What have you tried? If you give real workable examples, there is likely someone here that will do this for you.

0
Entering edit mode

What is the blast command you used ?

Specie names is not that easy to catch with blast. Chose the informations you want in your blast output amongst this list. Like qseqid, pident and scomnames...

The specie name you want could be under sscinames (Subject Scientific Name(s), separated by a ';'), scomnames (Subject Common Name(s), separated by a ';') or sblastnames (Subject Blast Name(s), separated by a ';')

Then, keep the line of the best pident for each qseqid

You can now use a script language as Perl or Python (you can even do it in Unix if you want)

• Create a dictionnary with qseqid as key and scomnames+pident as value
• For each record of your fasta file
• Check if the id exist as key in your directory, if yes, change the id name
• Write the record in a new file
0
Entering edit mode

Thanks for answering! But I need help to write this script.

0
Entering edit mode

I could, but you have to help me, giving me the blast command line you used, and the attribute you want as species (sscinames, sscinames, sblastnames)

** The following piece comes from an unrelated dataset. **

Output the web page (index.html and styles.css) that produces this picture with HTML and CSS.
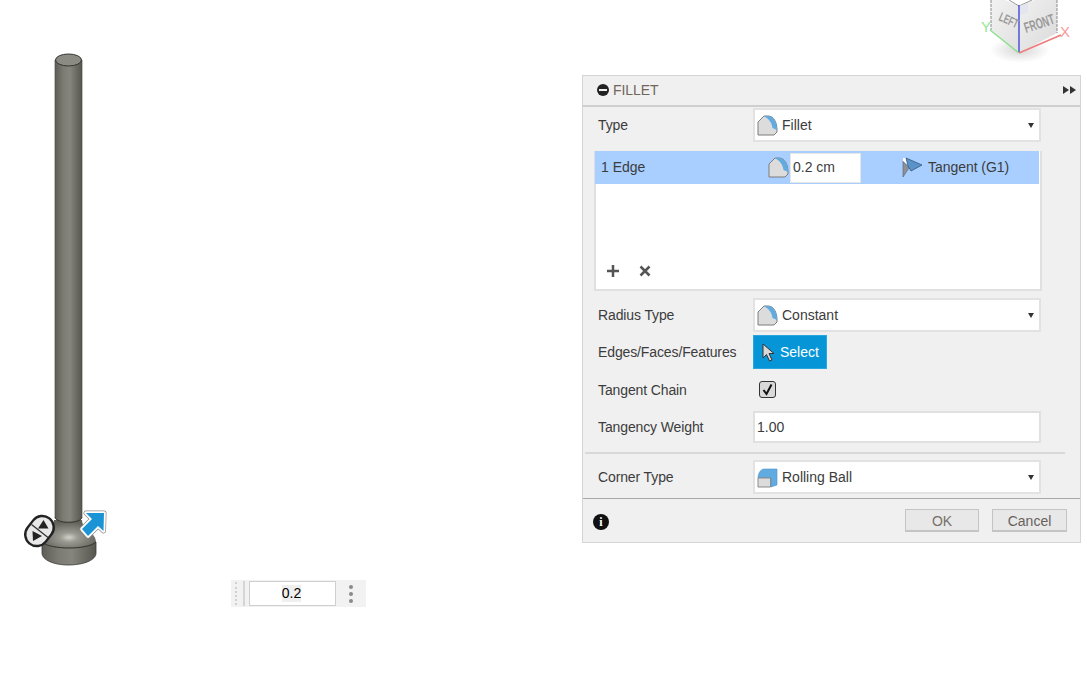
FILE: index.html
```html
<!DOCTYPE html>
<html lang="en">
<head>
<meta charset="utf-8">
<title>Fillet</title>
<link rel="stylesheet" href="styles.css">
</head>
<body>
<main class="canvas">
  <svg class="viewcube" width="112" height="70" viewBox="975 0 112 70">
    <defs>
      <linearGradient id="leftFace" x1="0" y1="0" x2="1" y2="1"><stop offset="0" stop-color="#f2f2f2"/><stop offset="1" stop-color="#e0e0e0"/></linearGradient>
      <linearGradient id="rightFace" x1="0" y1="0" x2="1" y2="1"><stop offset="0" stop-color="#f0f0f0"/><stop offset="1" stop-color="#dadada"/></linearGradient>
      <radialGradient id="cubeShadow"><stop offset="0" stop-color="#999" stop-opacity=".4"/><stop offset="1" stop-color="#999" stop-opacity="0"/></radialGradient>
    </defs>
    <ellipse cx="1020" cy="50" rx="30" ry="13" fill="url(#cubeShadow)"/>
    <path d="M991 0V30L1019 53V6L1005 0Z" fill="url(#leftFace)"/>
    <path d="M1057 0V33L1019 53V6L1034 0Z" fill="url(#rightFace)"/>
    <path d="M991 0V30M1057 0V33" stroke="#8a8a8a" stroke-width="1" stroke-dasharray="3 1" fill="none"/>
    <path d="M1009 0L1019 6L1032 0" stroke="#999" stroke-width="1" fill="none"/>
    <path d="M1019 6L1028 3V12L1019 16Z" fill="#e3e6ef"/>
    <path d="M1019 5V53" stroke="#4a55d8" stroke-width="1.5"/>
    <path d="M990 30L1019 53" stroke="#8fe08f" stroke-width="1.5"/>
    <path d="M1019 53L1061 35" stroke="#f07a7a" stroke-width="1.5"/>
    <text class="cube-label" transform="translate(998 20) rotate(24) scale(.8 1.25)">LEFT</text>
    <text class="cube-label cube-front" transform="translate(1026 33) rotate(-18) scale(.82 1.35)">FRONT</text>
    <text class="axis axis-y" x="981" y="32">Y</text>
    <text class="axis axis-x" x="1060" y="37">X</text>
  </svg>

  <svg class="model" width="100" height="530" viewBox="20 45 100 530">
    <defs>
      <linearGradient id="metal" x1="0" y1="0" x2="1" y2="0">
        <stop offset="0" stop-color="#5d5d56"/><stop offset=".3" stop-color="#7b7b74"/><stop offset=".55" stop-color="#85857e"/><stop offset="1" stop-color="#56564f"/>
      </linearGradient>
      <radialGradient id="flare" cx=".5" cy=".62" r=".55">
        <stop offset="0" stop-color="#d2d2ca"/><stop offset=".3" stop-color="#9a9a93"/><stop offset="1" stop-color="#62625b"/>
      </radialGradient>
    </defs>
    <path d="M42 542V553C42 560 54 565 68 565C84 565 96 560 96 553V542Z" fill="url(#metal)" stroke="#3b3b37" stroke-width=".8"/>
    <path d="M54 520C54 530 42 532 42 542C50 550 88 550 96 542C96 532 82 530 82 520Z" fill="url(#flare)"/>
    <path d="M42 542C50 550 88 550 96 542" fill="none" stroke="#33332f" stroke-width="1"/>
    <path d="M55 60H82V517C82 524 55 524 55 517Z" fill="url(#metal)"/>
    <path d="M55 517C55 524 82 524 82 517" fill="none" stroke="#33332f" stroke-width="1"/>
    <path d="M55 60V517M82 60V517" stroke="#4e4e48" stroke-width=".7"/>
    <ellipse cx="68.500" cy="60" rx="13" ry="6" fill="#8b8b84" stroke="#33332f" stroke-width="1"/>
    <rect class="handle-body" x="28" y="515" width="23" height="32" rx="11.500" transform="rotate(38 39.500 531)"/>
    <path d="M31.500 524.500L48 537.500" stroke="#333" stroke-width="1.300"/>
    <path d="M43.500 520L48.500 528.500H38Z" fill="#222"/>
    <path d="M32.500 531L42 536L33 541Z" fill="#222"/>
    <path class="arrow-edge" d="M86 513H104L103.500 531L98 526L88 536L82 529L92 519Z"/>
    <path class="arrow-rim" d="M86 513H104L103.500 531L98 526L88 536L82 529L92 519Z"/>
    <path class="arrow-fill" d="M86 513H104L103.500 531L98 526L88 536L82 529L92 519Z"/>
  </svg>

  <div class="floating-input">
    <span class="grip"></span>
    <span class="grip-line"></span>
    <div class="float-field"><span class="float-value">0.2</span></div>
    <span class="kebab"><i></i><i></i><i></i></span>
  </div>

  <section class="panel">
    <header class="panel-head">
      <span class="minus-icon"></span>
      <span class="panel-title">FILLET</span>
      <span class="expand">
        <svg width="13" height="8" viewBox="0 0 13 8"><path d="M0 0L6 4L0 8ZM7 0L13 4L7 8Z" fill="#333"/></svg>
      </span>
    </header>
    <div class="panel-body">
      <div class="row row-type">
        <label class="label">Type</label>
        <div class="select">
          <svg class="icon" width="21" height="21" viewBox="0 0 21 21"><use href="#fillet-icon"/></svg>
          <span>Fillet</span><span class="caret"></span>
        </div>
      </div>
      <div class="list">
        <div class="list-row">
          <span class="edge-name">1 Edge</span>
          <svg class="icon edge-icon" width="21" height="21" viewBox="0 0 21 21"><use href="#fillet-icon"/></svg>
          <span class="edge-input">0.2 cm</span>
          <svg class="icon flag-icon" width="21" height="21" viewBox="0 0 21 21">
            <path d="M1 4L7 11L1 20Z" fill="#8c9198" stroke="#5b6068" stroke-width=".6"/>
            <path d="M1 1H4L6 8L1 4Z" fill="#fff"/>
            <path d="M4 1L20 8L9 14L6 9Z" fill="#5a93c9" stroke="#37597c" stroke-width=".8"/>
          </svg>
          <span class="edge-kind">Tangent (G1)</span>
        </div>
        <div class="list-tools">
          <svg width="14" height="14" viewBox="0 0 14 14"><path d="M7 1V13M1 7H13" stroke="#555" stroke-width="2.500"/></svg>
          <svg width="12" height="12" viewBox="0 0 12 12"><path d="M1.500 1.500L10.500 10.500M10.500 1.500L1.500 10.500" stroke="#555" stroke-width="2.500"/></svg>
        </div>
      </div>
      <div class="row row-radius">
        <label class="label">Radius Type</label>
        <div class="select">
          <svg class="icon" width="21" height="21" viewBox="0 0 21 21"><use href="#fillet-icon"/></svg>
          <span>Constant</span><span class="caret"></span>
        </div>
      </div>
      <div class="row row-edges">
        <label class="label">Edges/Faces/Features</label>
        <button class="select-btn" type="button">
          <svg width="14" height="19" viewBox="0 0 14 19"><path d="M1 1V15L4.500 11.500L7.500 18L10 17L7 10.500H12Z" fill="#d8d8d8" stroke="#333" stroke-width="1"/></svg>
          <span>Select</span>
        </button>
      </div>
      <div class="row row-check">
        <label class="label">Tangent Chain</label>
        <span class="checkbox">
          <svg width="13" height="13" viewBox="0 0 13 13"><path d="M2.500 7L5.500 11L10.500 1.500" fill="none" stroke="#111" stroke-width="2"/></svg>
        </span>
      </div>
      <div class="row row-weight">
        <label class="label">Tangency Weight</label>
        <div class="text-field">1.00</div>
      </div>
      <div class="separator"></div>
      <div class="row row-corner">
        <label class="label">Corner Type</label>
        <div class="select">
          <svg class="icon" width="21" height="21" viewBox="0 0 21 21">
            <path d="M1 11C1 6 4 2 7 2H20V18L14 20V11Z" fill="#62abe0" stroke="#4d93cb" stroke-width=".6"/>
            <path d="M1 11H13.500V20H1Z" fill="#dcdcdc" stroke="#8b8b8b"/>
          </svg>
          <span>Rolling Ball</span><span class="caret"></span>
        </div>
      </div>
    </div>
    <footer class="panel-foot">
      <span class="info-icon">i</span>
      <button class="btn btn-ok" type="button">OK</button>
      <button class="btn btn-cancel" type="button">Cancel</button>
    </footer>
  </section>

  <svg class="defs" width="0" height="0">
    <defs>
      <symbol id="fillet-icon" viewBox="0 0 21 21">
        <path d="M1 7L7 1H11C17 1 20 8 20 15V17L17 20H1Z" fill="#dcdcdc" stroke="#7d7d7d" stroke-width="1"/>
        <path d="M8 1H11C17 1 20 8 20 15L15.500 13C15 8 12 4 8 2Z" fill="#62abe0"/>
      </symbol>
    </defs>
  </svg>
</main>
</body>
</html>
```
FILE: styles.css
```css
* { box-sizing: border-box; }
html, body { margin: 0; height: 100%; background: #fff; overflow: hidden; }
body { font-family: "Liberation Sans", Arial, sans-serif; font-size: 14px; color: #3c3c3c; }
.canvas { position: relative; width: 1087px; height: 683px; overflow: hidden; }
.defs { position: absolute; }

.viewcube { position: absolute; left: 975px; top: 0; }
.cube-label { font: bold 10px "Liberation Sans", Arial, sans-serif; fill: #999; }
.cube-front { font-size: 11px; }
.axis { font: 15px "Liberation Sans", Arial, sans-serif; }
.axis-y { fill: #8fe88f; }
.axis-x { fill: #f79a9a; }

.model { position: absolute; left: 20px; top: 45px; }
.handle-body { fill: #e8e8e8; stroke: #222; stroke-width: 2.4px; }
.arrow-edge { fill: none; stroke: #8a8a8a; stroke-width: 5px; stroke-linejoin: round; }
.arrow-rim { fill: none; stroke: #fff; stroke-width: 3.6px; stroke-linejoin: round; }
.arrow-fill { fill: #1b94d6; }

.floating-input { position: absolute; left: 231px; top: 580px; width: 135px; height: 27px; background: #f2f2f2; display: flex; align-items: center; }
.grip { width: 5px; height: 23px; margin-left: 4px; border-left: 2px dotted #d0d0d0; }
.grip-line { width: 2px; height: 25px; margin-left: 3px; background: #d5d5d5; }
.float-field { width: 87px; height: 25px; margin-left: 4px; padding-right: 2px; background: #fff; border: 1px solid #cfcfcf; display: flex; align-items: center; justify-content: center; color: #000; }
.float-value { background: #efefef; line-height: 17px; }
.kebab { display: flex; flex-direction: column; gap: 3px; margin-left: 13px; }
.kebab i { width: 4px; height: 4px; border-radius: 50%; background: #8a8a8a; }

.panel { position: absolute; left: 582px; top: 75px; width: 499px; height: 468px; background: #f0f0f0; border: 1px solid #d4d4d4; display: flex; flex-direction: column; }
.panel-head { height: 31px; flex: none; border-bottom: 2px solid #cfcfcf; display: flex; align-items: center; padding: 0 0 1px 14px; }
.minus-icon { width: 12px; height: 12px; border-radius: 50%; background: #222; position: relative; }
.minus-icon::after { content: ""; position: absolute; left: 2px; right: 2px; top: 5px; height: 2px; background: #f0f0f0; }
.panel-title { margin-left: 4px; color: #71665c; letter-spacing: -.05px; }
.expand { margin-left: auto; margin-right: 4px; display: flex; }

.panel-body { flex: 1; display: flex; flex-direction: column; }
.row { display: flex; align-items: center; padding-left: 15px; flex: none; }
.label { width: 155px; flex: none; letter-spacing: -.12px; }
.select { width: 288px; height: 34px; background: #fff; border: 2px solid #e2e2e2; display: flex; align-items: center; padding-left: 2px; gap: 4px; position: relative; }
.caret { position: absolute; right: 5px; top: 13px; width: 0; height: 0; border: 3.500px solid transparent; border-top: 5px solid #333; border-bottom: 0; }
.icon { flex: none; }
.row-type { margin-top: 1px; }
.list { margin: 9px 0 0 11px; width: 448px; height: 140px; flex: none; background: #fff; border: 2px solid #e0e0e0; border-top: 0; position: relative; }
.list-row { height: 33px; background: #a8cfff; display: flex; align-items: center; margin: 0 1px 0 -1px; padding-left: 1px; }
.edge-name { margin: 0 0 2px 5px; width: 167px; }
.edge-input { width: 71px; height: 30px; background: #fff; border: 1px solid #e6e6e6; display: flex; align-items: center; padding: 0 0 2px 2px; }
.edge-icon { margin-right: 1px; }
.flag-icon { margin-left: 41px; }
.edge-kind { margin: 0 0 2px 5px; letter-spacing: -.05px; }
.list-tools { position: absolute; left: 10px; bottom: 11px; display: flex; align-items: center; gap: 19px; }
.row-radius { margin-top: 7px; }
.row-edges { margin-top: 3px; }
.select-btn { width: 74px; height: 34px; background: #0696d7; border: 1px solid #2aa6df; color: #fff; font: 14px "Liberation Sans", Arial, sans-serif; display: flex; align-items: center; padding: 0 0 0 8px; gap: 4px; }
.row-check { margin-top: 4px; height: 34px; }
.checkbox { width: 17px; height: 17px; margin: 0 0 2px 6px; background: #d9d9d9; border: 1px solid #333; border-radius: 3px; display: flex; align-items: center; justify-content: center; }
.row-weight { margin-top: 4px; }
.text-field { width: 288px; height: 32px; background: #fff; border: 2px solid #e0e0e0; display: flex; align-items: center; padding-left: 2px; }
.separator { margin: 9px 15px 0 2px; height: 2px; background: #d8d8d8; flex: none; }
.row-corner { margin-top: 6px; }

.panel-foot { height: 44px; flex: none; border-top: 1px solid #a8a8a8; display: flex; align-items: center; position: relative; padding-left: 10px; }
.info-icon { width: 16px; height: 16px; margin-top: 2px; border-radius: 50%; background: #111; color: #fff; font: bold 12px/16px "Liberation Serif", serif; text-align: center; }
.btn { height: 23px; background: #e8e8e8; border: 1px solid #c4c4c4; border-bottom-width: 2px; font: 14px "Liberation Sans", Arial, sans-serif; padding: 1px 0 0; }
.btn-ok { width: 74px; margin-left: 296px; color: #77706a; }
.btn-cancel { width: 75px; margin-left: 13px; color: #67615c; }
```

If you don't know which attribute could be the best "species" for you, re-run your blast command adding sscinames, sscinames and sblastnames to your command

'6 qseqid sseqid stitle pident length evalue sstart send qlen slen sscinames sscinames sblastnames'

And copy the 10 first line of the blast output in your post

0
Entering edit mode

It all depends on your reference so if you can add that to your question it is easier to help. If you have taxonid's in your database it is "fairly easy" with python. You need to add staxid to the output and use the rankedlineage.dmp file. But like I said, we dont know your reference and where you want to get the species names from.

0
Entering edit mode

could you post some specific example for input and expected output? Description is too generic.